Second, my prints are now available in another internet gallery, it is company where I make my photos print. Bad news for all but Czechs is that gallery is primarilly in Czech language and even though it can be translated into English it is done automatically using google translation service and the results are not always granted. The link to gallery is here.

Third, I became a father for second time! My 2nd son was born on 1st May and I really wish it has no big impact on my time for photography but I think that it will remin only as a wish. My family is my priority nr. 1 anyway.

Enjoy May in full bloom!

Technical information: all photographies in this post were taken with Canon EOS 450D camera and Canon EF 100mm USM macro lens mounted to a tripod, in natural conditions, indoors.

Negative Space in Flower/Macro Photography *Updated*

14 06 2010

If you ever heard about Negative space you already know what I want to write about. If you never heart about it but you already have some experience with photography, I am pretty sure you know what Negative space is but you only don’t know it is called so.

Let’s begin with commonly used definition:

Negative space, in art, is the space around and between the subject(s) of an image”, says Wikipedia.

It is simple as this. The negative space is everything in the frame beside the main subject(s) which usually means that negative space is a background. You know how important the “right” composition is and that different compositions can significantly influence viewers perception of the photo. I will not write here how to compose a subject in an image, how to use a background to make the main subject pops up, how to mix various colours in the image aso.

I want to focus on something that I realized only recently and that is the use of negative space in flower and macro photography. In flower and macro photography you usually compose the photographed scene in 2 different ways:

  1. the main subject is wholly in the image,
  2. the main subject is only partially in the image.

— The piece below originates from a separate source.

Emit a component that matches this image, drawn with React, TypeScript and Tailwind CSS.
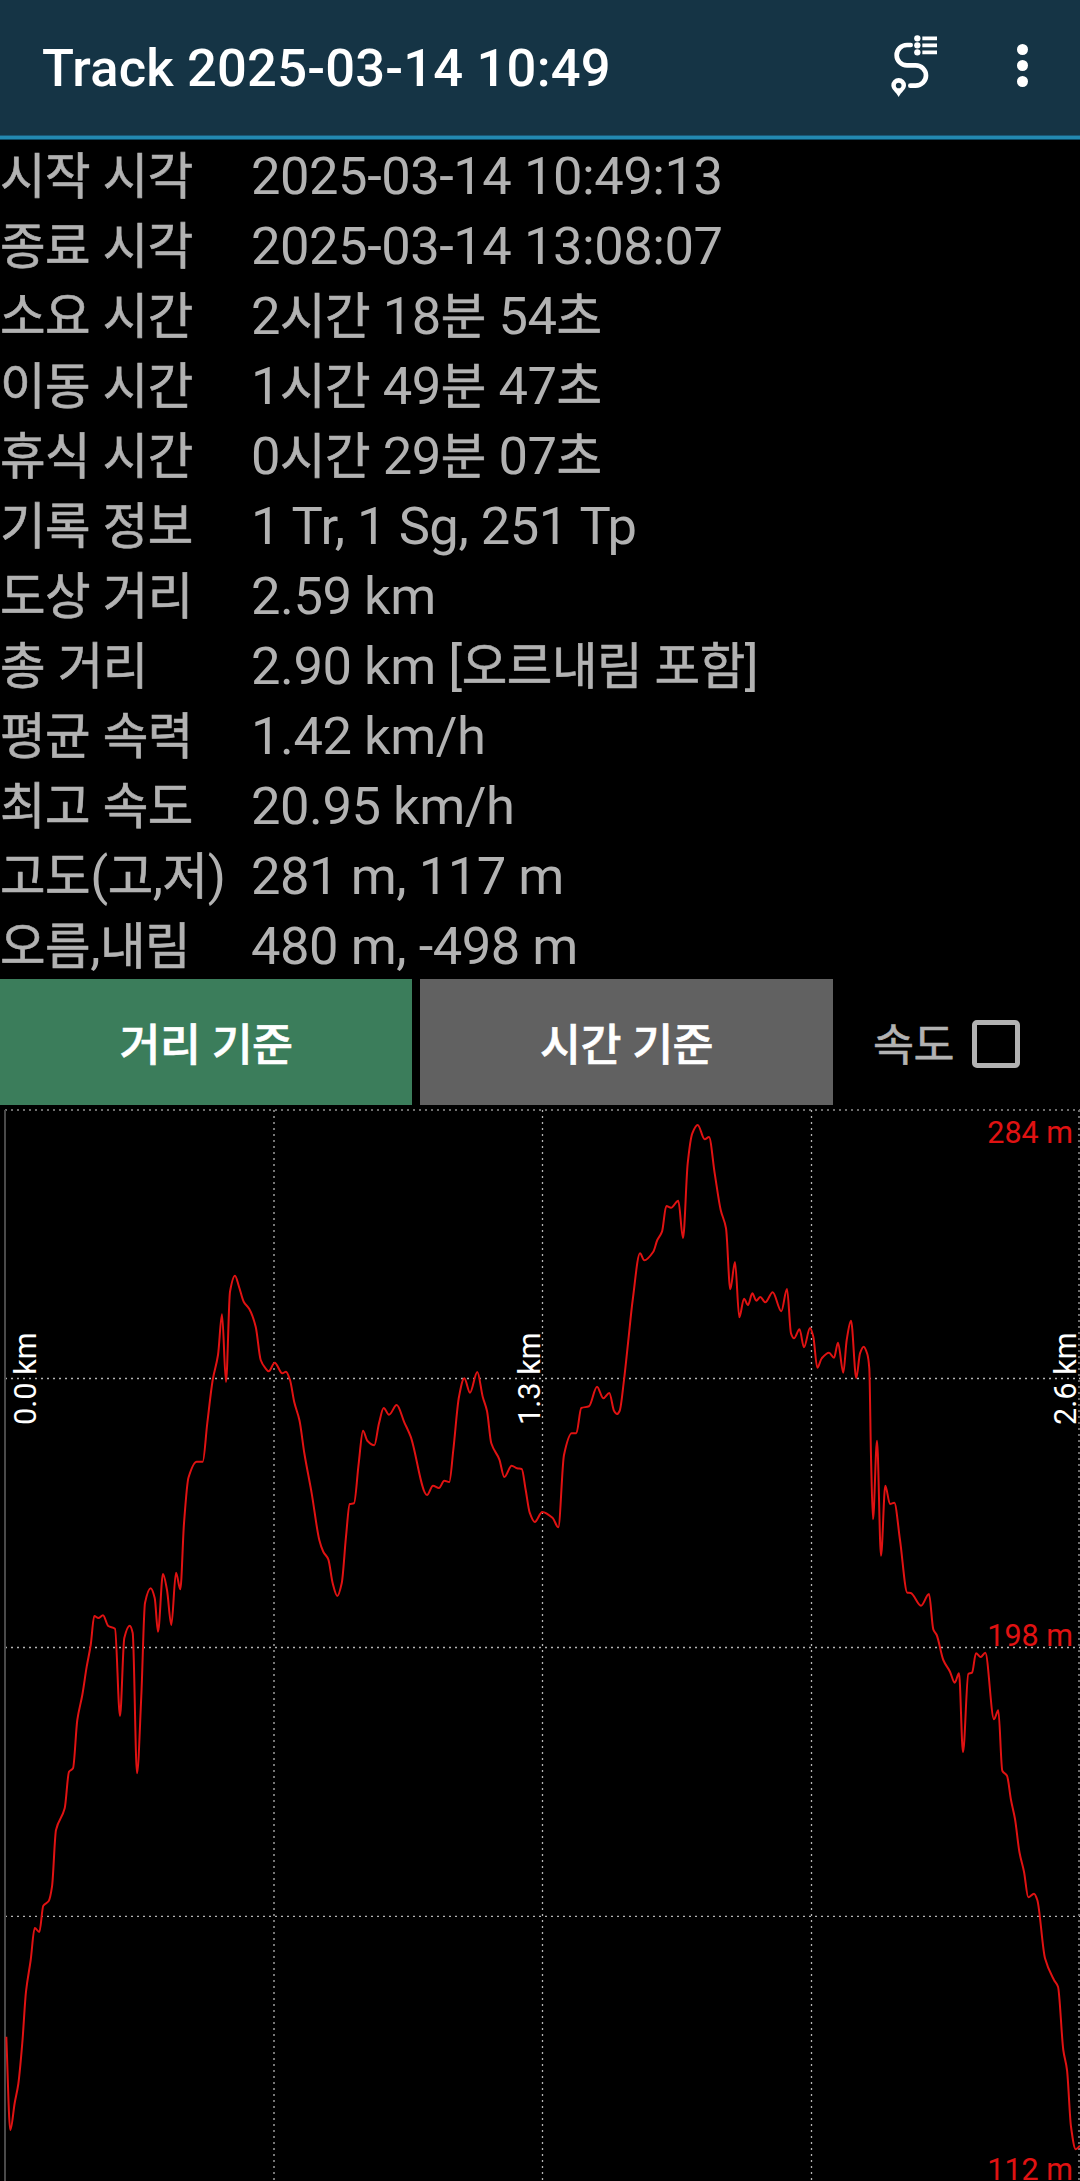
import React from "react";

type Point = [number, number];

const STATS: [string, string][] = [
  ["시작 시각", "2025-03-14 10:49:13"],
  ["종료 시각", "2025-03-14 13:08:07"],
  ["소요 시간", "2시간 18분 54초"],
  ["이동 시간", "1시간 49분 47초"],
  ["휴식 시간", "0시간 29분 07초"],
  ["기록 정보", "1 Tr, 1 Sg, 251 Tp"],
  ["도상 거리", "2.59 km"],
  ["총 거리", "2.90 km [오르내림 포함]"],
  ["평균 속력", "1.42 km/h"],
  ["최고 속도", "20.95 km/h"],
  ["고도(고,저)", "281 m, 117 m"],
  ["오름,내림", "480 m, -498 m"],
];

// Elevation samples along the track, in screen units; the chart starts at y = 1105.
const PROFILE: Point[] = [
  [6.3, 2036.7], [10.3, 2130], [14.7, 2103], [18.3, 2084], [22.3, 2043], [26, 1991.7], [30.7, 1960], [34.7, 1928],
  [39.3, 1932], [43.3, 1905.7], [48.7, 1901], [52, 1886.7], [56, 1830], [64.7, 1808.3], [69, 1771.7], [73, 1768.3],
  [77.3, 1720], [82.3, 1695], [86.7, 1666.7], [90.7, 1645], [94.3, 1616], [98.3, 1618], [103, 1615.3], [108.3, 1626],
  [115, 1628.7], [120, 1716], [124.3, 1638], [129.7, 1625.7], [132.7, 1633], [137, 1773.3], [141.3, 1696], [145, 1603],
  [150.7, 1588.3], [154.7, 1598], [158, 1631.7], [163, 1574], [167, 1590], [171.3, 1625], [176, 1572.7], [180.3, 1589.3],
  [184, 1523.3], [188.5, 1477.5], [196.7, 1461.7], [202.7, 1461.7], [207.3, 1423], [212.7, 1380], [218, 1355],
  [222, 1314.3], [226, 1382], [230, 1291.7], [235, 1275.7], [239, 1286.7], [243.7, 1301.7], [249.3, 1309],
  [255.7, 1326.7], [260.7, 1360], [265, 1367.7], [268.7, 1371.3], [274.7, 1362.7], [282.3, 1373.3], [286, 1371.7],
  [290, 1380], [294.3, 1402.3], [299.5, 1420.5], [304.3, 1453], [311.7, 1493.3], [319.3, 1540], [323.3, 1551.7],
  [328.3, 1559.3], [332.7, 1583.3], [337.3, 1596], [341.7, 1583.3], [346, 1536.7], [349.7, 1504], [354, 1503.3],
  [358.7, 1463.3], [363, 1430.7], [367.3, 1440.7], [374.3, 1445.3], [379, 1423.3], [383.7, 1408], [389, 1414.7],
  [396.7, 1405], [404.3, 1422.3], [410.7, 1436.7], [427, 1495], [433, 1485.7], [439, 1488], [444.3, 1480.7],
  [449.3, 1482], [453.3, 1450], [459, 1396.7], [464.3, 1378.3], [470, 1392.7], [477.3, 1372], [482.7, 1396.7],
  [487, 1411], [491.3, 1443.3], [499.3, 1459.3], [504.3, 1477], [511.7, 1465.7], [517, 1468.3], [521.7, 1469],
  [525.7, 1490], [529.7, 1512.7], [534.7, 1522], [542.3, 1512], [552.7, 1518], [558.3, 1527.3], [564, 1455],
  [571.7, 1433.3], [576.3, 1433.3], [581.3, 1408], [589, 1406.3], [597, 1386.7], [603.3, 1398.3], [609.3, 1393],
  [614, 1410.7], [617, 1414], [619.7, 1410.7], [624, 1380], [628, 1343.3], [632.7, 1300], [640, 1253.3],
  [644.3, 1260.3], [653.3, 1251.7], [657.3, 1240], [662, 1231.7], [666.3, 1206], [671, 1207.7], [678.3, 1200.7],
  [683, 1238], [687.7, 1163.3], [692.3, 1133.3], [697.7, 1125], [704.7, 1139.3], [709, 1137], [714.7, 1173.3],
  [720.7, 1210], [726, 1228.3], [730.3, 1289.3], [735, 1262], [739.3, 1317.3], [744, 1298.7], [748, 1305],
  [752.3, 1293.3], [756.3, 1300.7], [760.3, 1297], [765.3, 1302.3], [772.7, 1292.3], [781.3, 1311.3], [787, 1289],
  [791, 1333.3], [794, 1338.3], [799.5, 1329.3], [804, 1347.3], [810, 1328], [813.3, 1336.7], [817.3, 1367.7],
  [821.7, 1358.3], [829, 1352.7], [834, 1357.7], [838, 1342.7], [843.3, 1372.7], [846.7, 1340], [851, 1320.7],
  [856.3, 1378], [860, 1353.3], [863.7, 1346.7], [867.3, 1354], [869.3, 1368.3], [871, 1456.7], [873, 1519.3],
  [877, 1440.7], [881, 1555.7], [885.3, 1485.7], [890, 1504], [894.3, 1502.7], [900, 1540], [907.3, 1592.7],
  [910.7, 1593], [921, 1605.7], [929, 1594], [933.3, 1629.3], [936.7, 1635], [943.3, 1660], [950, 1671.7],
  [954.7, 1682.7], [959, 1673.3], [963, 1752.3], [968.3, 1674], [972, 1672.7], [976, 1653.3], [980.7, 1657],
  [985.3, 1652.7], [994, 1719.3], [998.3, 1710.3], [1002.3, 1770.7], [1007, 1775.7], [1011, 1800], [1015, 1819],
  [1019.5, 1852.5], [1024, 1871.7], [1028.3, 1897.3], [1034, 1893.7], [1037.3, 1900], [1045, 1958.3], [1054, 1980],
  [1058, 1986.7], [1063.3, 2050], [1067, 2070], [1071, 2126.7], [1075.7, 2149.3], [1080, 2145.7],
];

// Cubic path through all samples that never overshoots a local extreme.
function monotonePath(p: Point[]): string {
  const n = p.length;
  const slope = p.slice(1).map((q, i) => (q[1] - p[i][1]) / (q[0] - p[i][0]));
  const tangent = p.map((_, i) => {
    if (i === 0) return slope[0];
    if (i === n - 1) return slope[n - 2];
    const a = slope[i - 1];
    const b = slope[i];
    return a * b <= 0 ? 0 : (2 * a * b) / (a + b);
  });
  let d = `M${p[0][0]} ${p[0][1]}`;
  for (let i = 0; i < n - 1; i++) {
    const h = (p[i + 1][0] - p[i][0]) / 3;
    d += `C${p[i][0] + h} ${p[i][1] + tangent[i] * h} ${p[i + 1][0] - h} ${p[i + 1][1] - tangent[i + 1] * h} ${p[i + 1][0]} ${p[i + 1][1]}`;
  }
  return d;
}

// Sets Hangul runs slightly smaller and firmer than the Latin text beside them.
function Mixed({ text }: { text: string }) {
  return (
    <>
      {text.split(/([가-힣]+)/).map((part, i) =>
        i % 2 ? (
          <span key={i} className="text-[0.943em] [-webkit-text-stroke:0.6px_currentColor]">
            {part}
          </span>
        ) : (
          part
        ),
      )}
    </>
  );
}

function TrackIcon() {
  return (
    <svg className="h-[66px] w-[50px] overflow-visible" viewBox="0 0 150 198" fill="none">
      <path d="M77 45H66a31 30.500 0 0 0 0 61H92a31 30.500 0 0 1 0 61H76" stroke="#fff" strokeWidth="14" strokeLinecap="round" />
      <path d="M41 144a22 22 0 0 0-22 22c0 13 14 20 22 35 8-15 22-22 22-35a22 22 0 0 0-22-22zm0 14a8.500 8.500 0 1 1 0 17 8.500 8.500 0 0 1 0-17z" fill="#fff" fillRule="evenodd" />
      <circle cx="97" cy="25" r="9.500" fill="#fff" />
      <circle cx="97" cy="46" r="9.500" fill="#fff" />
      <circle cx="97" cy="67" r="9.500" fill="#fff" />
      <path d="M112 25h44M112 46h44M112 67h44" stroke="#fff" strokeWidth="11" />
    </svg>
  );
}

function Header() {
  return (
    <header className="bg-[#153445]">
      <div className="flex h-[135px] items-center pl-[42px]">
        <h1 className="flex-1 text-[52.5px] leading-[70px] font-medium tracking-[0.19px] text-white">
          Track 2025-03-14 10:49
        </h1>
        <button className="mr-[82px] mb-[9px]" aria-label="트랙 목록">
          <TrackIcon />
        </button>
        <button className="mr-[52px] mb-[4px] flex flex-col gap-[5px]" aria-label="메뉴">
          <span className="size-[11px] rounded-full bg-white" />
          <span className="size-[11px] rounded-full bg-white" />
          <span className="size-[11px] rounded-full bg-white" />
        </button>
      </div>
      <div className="h-[5px] border-y border-t-[#1b5876] border-b-[#0f4a63] bg-[#2389b1]" />
    </header>
  );
}

function Chart() {
  const red = "#e01212";
  return (
    <svg className="block h-[1076px] w-[1080px]" viewBox="0 1105 1080 1076">
      <g stroke="#b4b4b4" strokeWidth="1.300" strokeDasharray="2 4">
        <path d="M5 1378.500H1080M5 1647.500H1080M5 1916.300H1080" />
        <path d="M274 1110V2181M542.500 1110V2181M811.500 1110V2181" />
      </g>
      <g stroke="#6e6e6e" strokeWidth="2" strokeDasharray="2 4">
        <path d="M5 1110H1080M1079 1110V2181" />
      </g>
      <path d="M5 1110V2181" stroke="#4a4a4a" strokeWidth="2" />
      <path d={monotonePath(PROFILE)} fill="none" stroke={red} strokeWidth="2" strokeLinejoin="round" />
      <g fill={red} fontSize="30.500" textAnchor="end">
        <text x="1073" y="1143">284 m</text>
        <text x="1073" y="1646">198 m</text>
        <text x="1073" y="2180">112 m</text>
      </g>
      <g fill="#fff" fontSize="30.700">
        <text transform="translate(36 1425) rotate(-90)">0.0 km</text>
        <text transform="translate(540 1425) rotate(-90)">1.3 km</text>
        <text transform="translate(1076 1425) rotate(-90)">2.6 km</text>
      </g>
    </svg>
  );
}

export default function App() {
  return (
    <div className="h-[2181px] w-[1080px] overflow-hidden bg-black font-[Roboto,'Noto_Sans_CJK_KR',sans-serif]">
      <Header />
      <dl className="h-[839px] pt-px text-[52.5px] leading-[70px] tracking-[-0.47px] text-[#b2b2b2]">
        {STATS.map(([label, value]) => (
          <div key={label} className="flex h-[70px] whitespace-nowrap">
            <dt className="w-[251px]">
              <Mixed text={label} />
            </dt>
            <dd>
              <Mixed text={value} />
            </dd>
          </div>
        ))}
      </dl>
      <div className="flex h-[126px] items-center text-[47.25px] tracking-[-0.5px]">
        <button className="mr-2 h-full w-[412px] bg-[#3b7d5b] pt-1.5 font-medium text-white">
          <Mixed text="거리 기준" />
        </button>
        <button className="mr-[40px] h-full w-[413px] bg-[#616161] pt-1.5 font-medium text-white">
          <Mixed text="시간 기준" />
        </button>
        <label className="flex items-center text-[#b2b2b2]">
          <span className="w-[99px] pt-1.5">
            <Mixed text="속도" />
          </span>
          <span className="mt-1 size-[48px] rounded-[5px] border-5 border-[#b2b2b2]" />
        </label>
      </div>
      <Chart />
    </div>
  );
}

Now I would like to present the role of negative space in both types of composition and how it influences viewers perception. Let’s look on the following photo:

~ 1/320 sec. @ 100 mm, f/4, ISO 100 ~

The flower on this photo is a Dwarf Tulip (Tulipa tarda), a tiny tulip variety that blooms in early spring in patches of 10+ bright white and yellow blossoms with a diameter around 2 centimetres. The flower blooms fully open only in direct sunlight and closes quickly in shadow thus I had to take the photo around noon and therefore the strong light in the centre of the flower. There were also other blossoms quite near to this one and other flowers resulting in a messy background so I opted to mount a close up filter to my macro lens for super shallow depth of field. Now the colours of the background were not pleasing at all so I yet converted the photo to BW and applied sepia toning and darkened the corners, leaving only the blossom and some nice diagonal blurred lines behind it. Note that this photo is not finished because it was intended only for use in this post; in finished photo the distracting petals entering the photo at the bottom were removed in post processing.

Now it is a great photo for illustrating what is negative space. It is everything around the main flower. The main subject is also called positive space. I could be happy with the photo if I removed those petals near the bottom – it was composed according to the rules of thirds and it looks good, in my opinion. After watching it for a while I realized that it doesn’t evoke the feelings I would like to be evoked. Even though I used macro lens with additional close up optics and even though the front lens of the macro lens was only couple of centimetres from the blossom, it still looks like a small flower and that’s exactly what negative space does in this case! Surrounding whole main subject it makes it look small in whole composition even though it would be printed on huge canvas. My eyes are dragged to the flower which is right but then they leave it and start wandering around the image searching for some other interesting subject and finally, finding nothing else, coming back to the flower. I, as a viewer, find it distracting.

So, what can I do with it? Crop it to eliminate the negative space!

If cropping I prefer either original 2:3 format or square format. I don’t like other aspect ratios much. So after a couple of tries of different crops here is one which I like. It is much better now, don’t you think? My eyes enter the photo in top left corner, follows the petals directly to the centre where they circle around the sharpest anther, sometimes leaving the central part, following the top petals right rim and coming back following its left rim and circling around the centre again. Hmm, I like it! After watching it for a while I got that feeling again. There is still too much background which is too dark and the flower still looks a bit small. There is still a bit more negative space than positive space and that’s what makes the difference.

Last try, crop it a bit more:

The ratio between negative and positive space is now near to 50% and it proves itself. My eyes go the same way as in previous case but now don’t have any reason nor intention to leave the flower  to wander above the rest of the image. The flower is all I see and watch and that is what I wanted. I wanted to show the flower to the viewer and there are no doubts that the flower is what this photo is about. Yes, there is that cropped left petal but it is not distracting in my opinion. I think that it creates a certain tension in the photo as it drags my attention and leads my eyes to the centre of the flower again. This is the result I am happy with and this is what helped me to understand the negative and positive space and how the amount of each and ratio between them can influence viewers perception of the photo and what is in it.

It does not mean that finding a balance between negative and positive spaces is the target. The target is to realize that there is something such as negative and positive space and to use it according to your vision. And I believe that even though I tried to explain it on example of flower and macro photography, it is fully applicable in every kind of photography.


After your comments here and on NSN forum where I post my photos I decided for a better crop on 3rd image:

Enjoy the early summer and I’ll be happy for your comments!

Technical information: the photo was taken with the Canon EOS 450D camera, Canon EF 100mm f/2.8 USM macro lens and HOYA close up +4 filter under natural conditions with a help of tripod (the blossoms are only couple of cm above the ground so it was nice test for my tripod).